Scott Poynton Guiding

View Original

Might Michael's Duck Help Us With Climate Change?

Might we kneel before a duck to find a better way to treat the Earth?

With the UN IPCC’s latest Report telling us just how badly we’ve messed with the planet’s life-sustaining processes, I wonder if our path forward might better involve a journey within. Might a duck help us to find our way?

From all my work supporting company and NGO leaders to find a path away from environmental destruction and human rights abuses, it was only when people really connected to who they were that we managed progress.

Australian philosopher and cartoonist Michael Leunig uses a simple drawing of a man praying to a duck to symbolise and demonstrate his ideas about the power of finding that connection within.

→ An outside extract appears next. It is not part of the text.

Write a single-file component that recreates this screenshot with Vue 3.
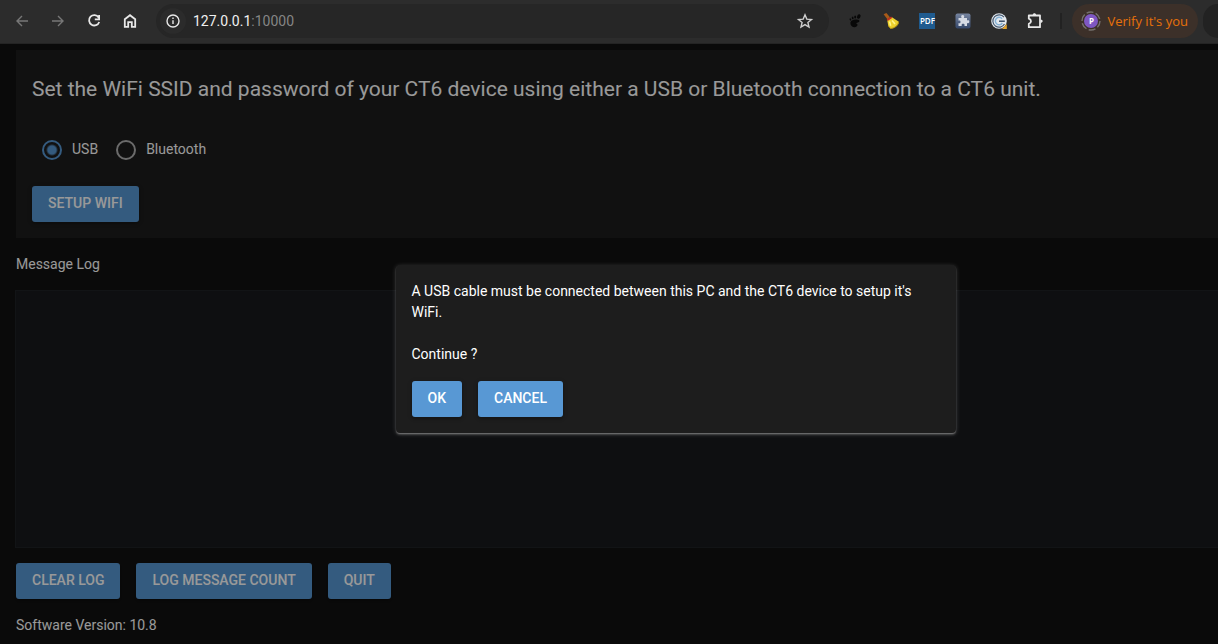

As Michael writes in the beautiful introduction to his 1990 publication, A Common Prayer, “The duck in the picture symbolises one thing and many things: nature, instinct, feeling, beauty, innocence, the primal, the non-rational and the mysterious unsayable.” These are qualities, he notes that, “we can easily attribute to the inner life of the kneeling man, to his spirit or his soul.”

The duck in the picture is a symbol of the human spirit, “and in wanting connection with his spirit it is a symbolic picture of a man searching for his soul.”

Michael notes that the more the man does these things, the more his life takes on a sense of meaning, “The search for the spirit leads to love and a better world, for him and those around him. This personal act is also a social and political act because it affects so many people who may be connected to the searcher.”

If we can act from our own inner wisdom, we rarely do things that harm. The Earth and all the beings upon it need us to find that connection asap.

Slowing down in Nature and observing the movements around us can help us find our way in. We might think we need vast, city-filling protests to bring change. I don’t. I think we need to watch ducks and find that connection to ourselves. If we do that, and act from that place, we can indeed find a new, different way.